──────── MATERIAL PROVIDED ────────
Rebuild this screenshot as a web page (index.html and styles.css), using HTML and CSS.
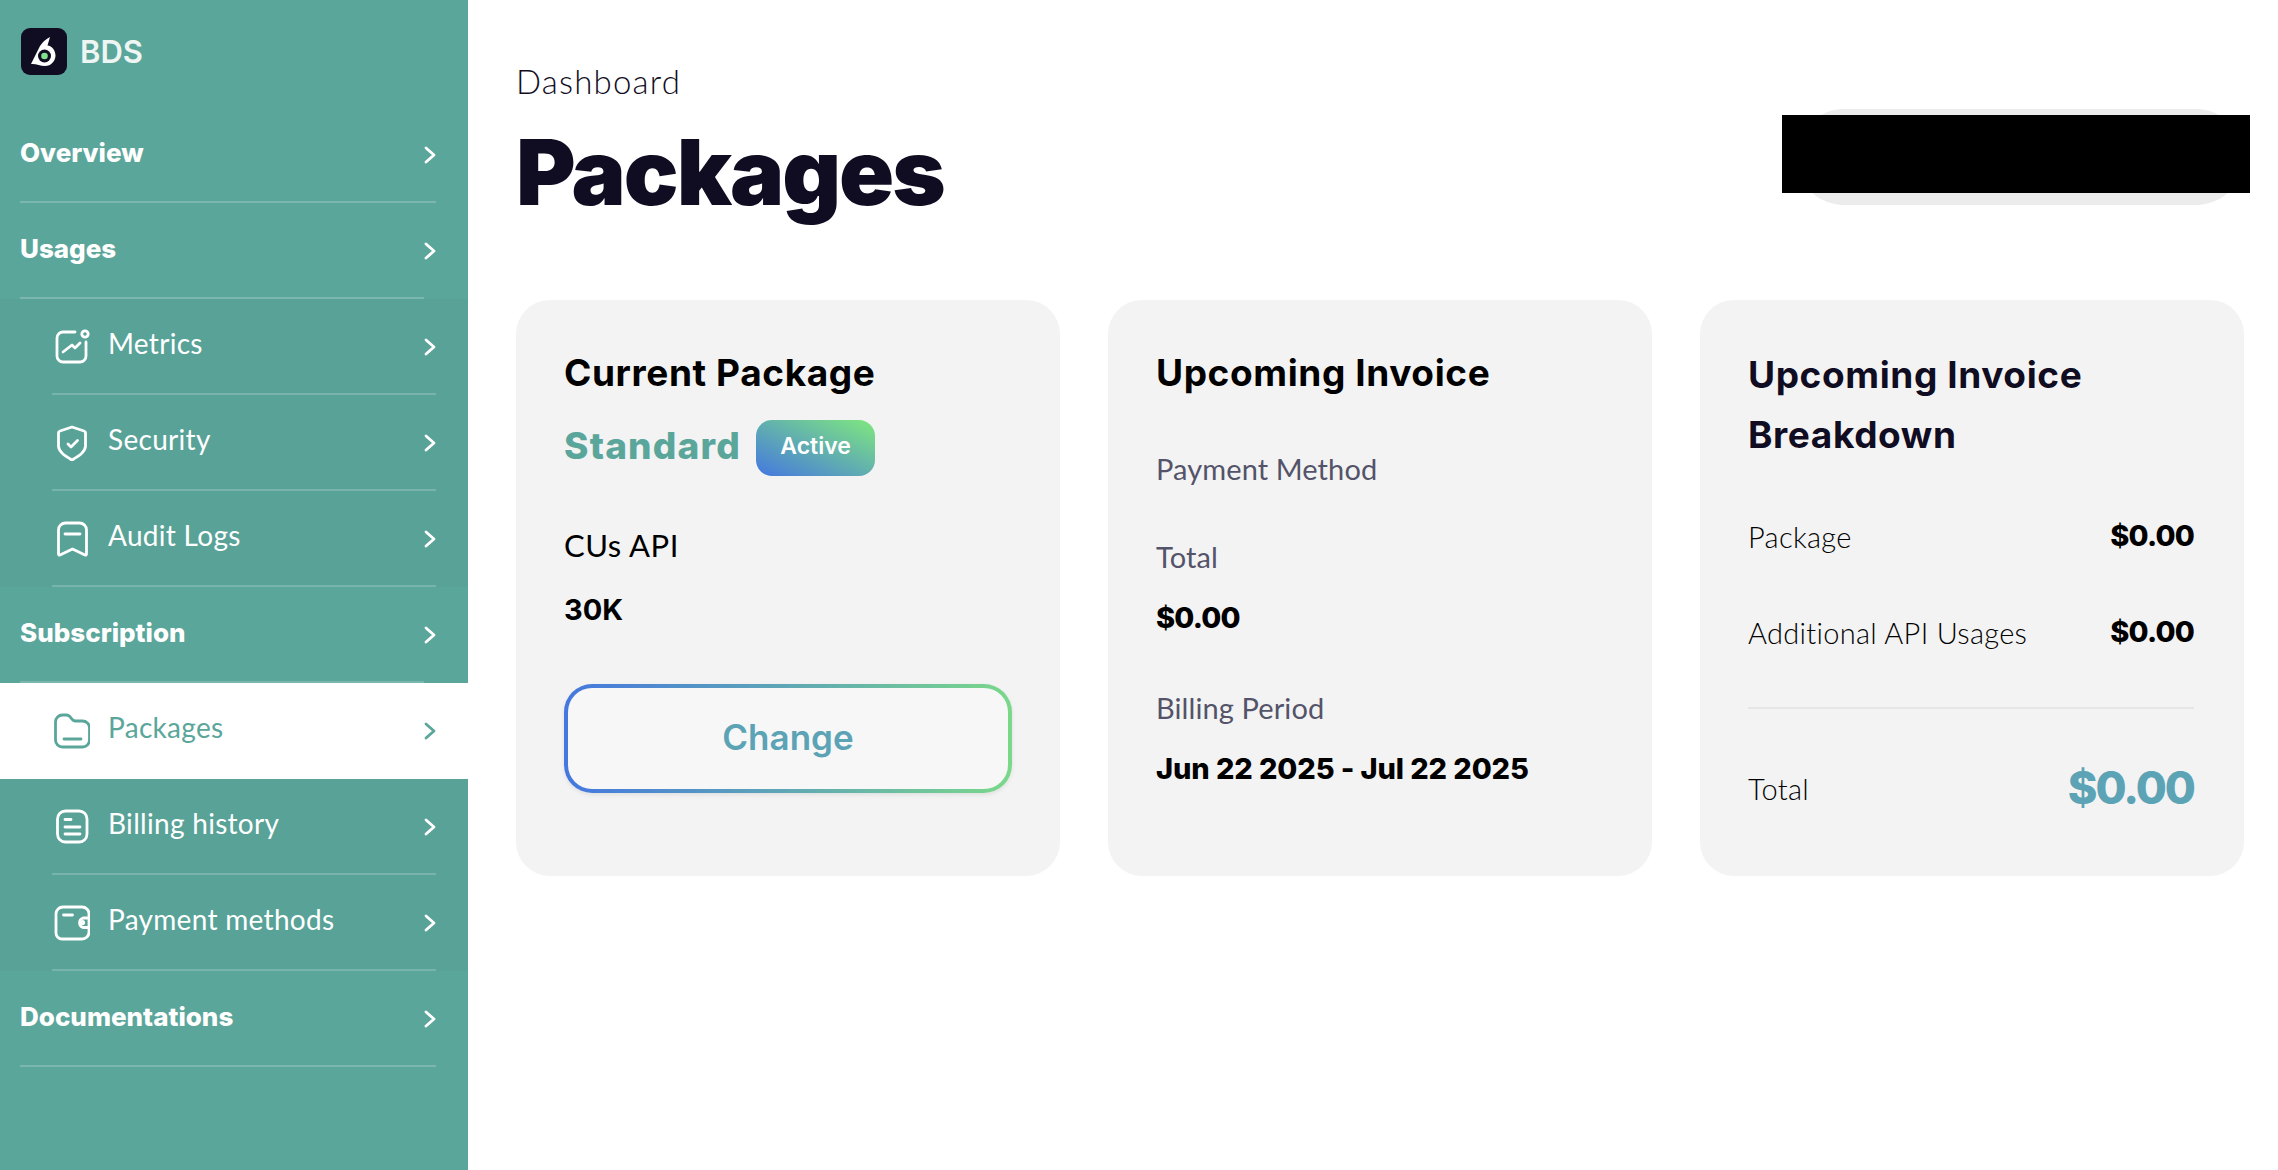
FILE: index.html
```html
<!DOCTYPE html>
<html lang="en">
<head>
<meta charset="utf-8">
<title>Packages</title>
<link rel="stylesheet" href="styles.css">
</head>
<body>
<svg class="defs" width="0" height="0" aria-hidden="true">
  <symbol id="chev" viewBox="0 0 12 18"><path d="M2 2l8 7-8 7" fill="none" stroke="currentColor" stroke-width="2.8" stroke-linecap="round" stroke-linejoin="round"/></symbol>
</svg>
<div class="app">
  <aside class="sidebar">
    <div class="brand">
      <svg class="logo" viewBox="0 0 46 47"><rect width="46" height="47" rx="9" fill="#100c22"/><path d="M10 36L19 18Q23 12 29 9L26.500 17.500C31 18 34.500 22.500 34.500 27.500 34.500 33 30 38 24 38 19 38 15 35.500 10 36z" fill="#fff"/><circle cx="23.500" cy="28" r="6.500" fill="#100c22"/><circle cx="23.500" cy="28" r="3.300" fill="#7fe08e"/></svg>
      <span class="brand-name">BDS</span>
    </div>
    <nav>
      <a class="row top"><span class="label">Overview</span><svg class="chev"><use href="#chev"/></svg></a>
      <a class="row top short"><span class="label">Usages</span><svg class="chev"><use href="#chev"/></svg></a>
      <div class="group">
        <a class="row sub"><svg class="ico" viewBox="0 0 36 36"><path d="M21 3H9a6 6 0 0 0-6 6v18a6 6 0 0 0 6 6h17a6 6 0 0 0 6-6V13"/><circle cx="31" cy="5" r="3.200"/><path d="M9 23l9-7 3 3 5-5"/></svg><span class="label">Metrics</span><svg class="chev"><use href="#chev"/></svg></a>
        <a class="row sub"><svg class="ico" viewBox="0 0 36 36"><path d="M18 2l12 4a2 2 0 0 1 1.500 2v13c0 6-7 10-13.500 14C11.500 31 4.500 27 4.500 21V8A2 2 0 0 1 6 6z"/><path d="M14 19l3 3 6.500-6.500"/></svg><span class="label">Security</span><svg class="chev"><use href="#chev"/></svg></a>
        <a class="row sub"><svg class="ico" viewBox="0 0 36 36"><path d="M4.500 33V9a7 7 0 0 1 7-7h14a7 7 0 0 1 7 7v24a1 1 0 0 1-1.500 1L18.500 28 6 34a1 1 0 0 1-1.500-1z"/><path d="M11 13h15"/></svg><span class="label">Audit Logs</span><svg class="chev"><use href="#chev"/></svg></a>
      </div>
      <a class="row top short"><span class="label">Subscription</span><svg class="chev"><use href="#chev"/></svg></a>
      <div class="group">
        <a class="row sub active"><svg class="ico" viewBox="0 0 36 36"><path d="M1.500 9a7 7 0 0 1 7-7h4c5 0 4 6 9 6h7a7 7 0 0 1 7 7v12a7 7 0 0 1-7 7h-20a7 7 0 0 1-7-7z"/><path d="M10 26h17"/></svg><span class="label">Packages</span><svg class="chev"><use href="#chev"/></svg></a>
        <a class="row sub"><svg class="ico" viewBox="0 0 36 36"><rect x="3.500" y="2" width="29.500" height="31" rx="8"/><path d="M11 10.500h6M11 18h15M11 25h15"/></svg><span class="label">Billing history</span><svg class="chev"><use href="#chev"/></svg></a>
        <a class="row sub"><svg class="ico" viewBox="0 0 36 36"><path d="M35 9a7 7 0 0 0-7-7H9A7 7 0 0 0 2 9v19a6 6 0 0 0 6 6h20a7 7 0 0 0 7-7z"/><path d="M9.500 10h9M35 13h-6a5 5 0 0 0 0 9.500h6"/><circle cx="28.500" cy="17.500" r="1.200"/></svg><span class="label">Payment methods</span><svg class="chev"><use href="#chev"/></svg></a>
      </div>
      <a class="row top"><span class="label">Documentations</span><svg class="chev"><use href="#chev"/></svg></a>
    </nav>
  </aside>
  <main class="main">
    <header class="head">
      <div>
        <div class="crumb">Dashboard</div>
        <h1 class="title">Packages</h1>
      </div>
      <div class="account"><div class="redact"></div></div>
    </header>
    <section class="cards">
      <article class="card">
        <h2 class="card-title">Current Package</h2>
        <div class="plan"><span class="plan-name">Standard</span><span class="badge">Active</span></div>
        <div class="cu-label">CUs API</div>
        <div class="cu-value">30K</div>
        <button class="change"><span>Change</span></button>
      </article>
      <article class="card">
        <h2 class="card-title">Upcoming Invoice</h2>
        <div class="muted pm">Payment Method</div>
        <div class="muted total">Total</div>
        <div class="strong amt">$0.00</div>
        <div class="muted period">Billing Period</div>
        <div class="strong dates">Jun 22 2025 - Jul 22 2025</div>
      </article>
      <article class="card">
        <h2 class="card-title dark">Upcoming Invoice Breakdown</h2>
        <div class="line first"><span>Package</span><span class="strong">$0.00</span></div>
        <div class="line"><span>Additional API Usages</span><span class="strong">$0.00</span></div>
        <div class="line sum"><span>Total</span><span class="big">$0.00</span></div>
      </article>
    </section>
  </main>
</div>
</body>
</html>
```
FILE: styles.css
```css
* { box-sizing: border-box; }
html, body { margin: 0; height: 100%; }
body { font-family: "Lato", "Liberation Sans", sans-serif; background: #fff; color: #000; overflow: hidden; }
.defs { position: absolute; }
.app { display: flex; height: 1170px; }
.sidebar { width: 468px; flex: none; background: #5ba69b; color: #fff; }
.brand { display: flex; align-items: center; gap: 13px; height: 107px; padding: 0 0 4px 21px; }
.logo { width: 46px; height: 47px; flex: none; }
.brand-name { font-family: "Inter", sans-serif; font-weight: 600; font-size: 31px; color: #eef5f3; }
.group { background: #58a298; }
.row { display: flex; align-items: center; height: 96px; position: relative; color: #fff; padding: 0 32px 0 20px; }
.row::after { content: ""; position: absolute; left: 20px; right: 32px; bottom: 0; height: 2px; background: rgba(255,255,255,.2); }
.row.short::after { right: 44px; }
.row.sub { padding-left: 54px; }
.row.sub::after { left: 52px; }
.row.active { background: #fff; color: #5ba69b; }
.row.active::after { display: none; }
.label { flex: 1; font-size: 28px; padding-bottom: 6px; }
.top .label { font-family: "Inter", sans-serif; font-weight: 800; font-size: 26px; letter-spacing: 0; }
.sub .label { margin-left: 18px; font-weight: 400; letter-spacing: .3px; padding-bottom: 8px; }
.chev { width: 12px; height: 18px; flex: none; }
.ico { width: 36px; height: 36px; flex: none; fill: none; stroke: currentColor; stroke-width: 2.800; stroke-linecap: round; stroke-linejoin: round; }
.main { flex: 1; padding: 0 34px 0 48px; }
.head { display: flex; justify-content: space-between; height: 300px; padding-top: 61px; }
.crumb { font-size: 33px; font-weight: 300; letter-spacing: 1.2px; color: #100c22; line-height: 40px; }
.title { margin: 16px 0 0; font-family: "Inter", sans-serif; font-size: 91px; font-weight: 900; letter-spacing: -2px; line-height: 110px; color: #100c22; }
.account { width: 448px; height: 96px; margin: 48px 0 0; border-radius: 48px; background: #ececec; position: relative; }
.redact { position: absolute; left: -14px; right: -6px; top: 6px; height: 78px; background: #000; }
.cards { display: grid; grid-template-columns: repeat(3, 544px); gap: 48px; }
.card { height: 576px; background: #f3f3f3; border-radius: 34px; padding: 43px 50px 0 48px; }
.card-title { margin: 0; font-family: "Inter", sans-serif; font-size: 37px; line-height: 60px; font-weight: 700; letter-spacing: .6px; color: #000; }
.card-title.dark { color: #100c22; margin-top: 2px; }
.plan { display: flex; align-items: center; gap: 15px; margin-top: 17px; }
.plan-name { font-family: "Inter", sans-serif; font-size: 37px; font-weight: 800; letter-spacing: 1.200px; color: #5ba69b; padding-bottom: 6px; }
.badge { width: 119px; height: 56px; border-radius: 16px; background: linear-gradient(to top right, #4477e0, #7fe87e); color: #fff; font-family: "Inter", sans-serif; font-size: 23px; font-weight: 600; display: flex; align-items: center; justify-content: center; padding-bottom: 4px; }
.cu-label { margin-top: 49px; font-size: 31px; letter-spacing: .5px; line-height: 40px; }
.cu-value { margin-top: 25px; font-family: "Inter", sans-serif; font-size: 29px; line-height: 40px; font-weight: 700; }
.change { display: block; width: 448px; height: 109px; margin-top: 54px; padding: 4px; border: 0; border-radius: 28px; background: linear-gradient(to right, #4477e0, #7ad88a); box-shadow: 0 2px 4px rgba(0,0,0,.08); }
.change span { display: flex; align-items: center; justify-content: center; height: 100%; padding-bottom: 4px; border-radius: 24px; background: #f7f7f7; color: #5ba3b5; font-family: "Inter", sans-serif; font-size: 35px; font-weight: 600; }
.muted { font-size: 29px; letter-spacing: .1px; line-height: 40px; color: #53536a; }
.strong { font-family: "Inter", sans-serif; font-size: 29px; line-height: 40px; font-weight: 800; letter-spacing: -.8px; color: #000; }
.pm { margin-top: 46px; }
.total { margin-top: 48px; }
.amt { margin-top: 21px; }
.period { margin-top: 50px; }
.dates { margin-top: 21px; letter-spacing: -.1px; }
.line { display: flex; justify-content: space-between; align-items: center; font-size: 29px; font-weight: 300; color: #000; letter-spacing: .3px; }
.line.first { margin-top: 51px; }
.line + .line { margin-top: 56px; }
.line.sum { margin-top: 55px; padding-top: 54px; border-top: 2px solid #e6e6e6; }
.big { font-family: "Inter", sans-serif; font-size: 45px; font-weight: 800; letter-spacing: -2px; color: #5ba3b5; line-height: 50px; }
```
────────
TASK: In the listing above, find each line with the word "index" and copy it.

RESPONSE BELOW:
Rebuild this screenshot as a web page (index.html and styles.css), using HTML and CSS.
FILE: index.html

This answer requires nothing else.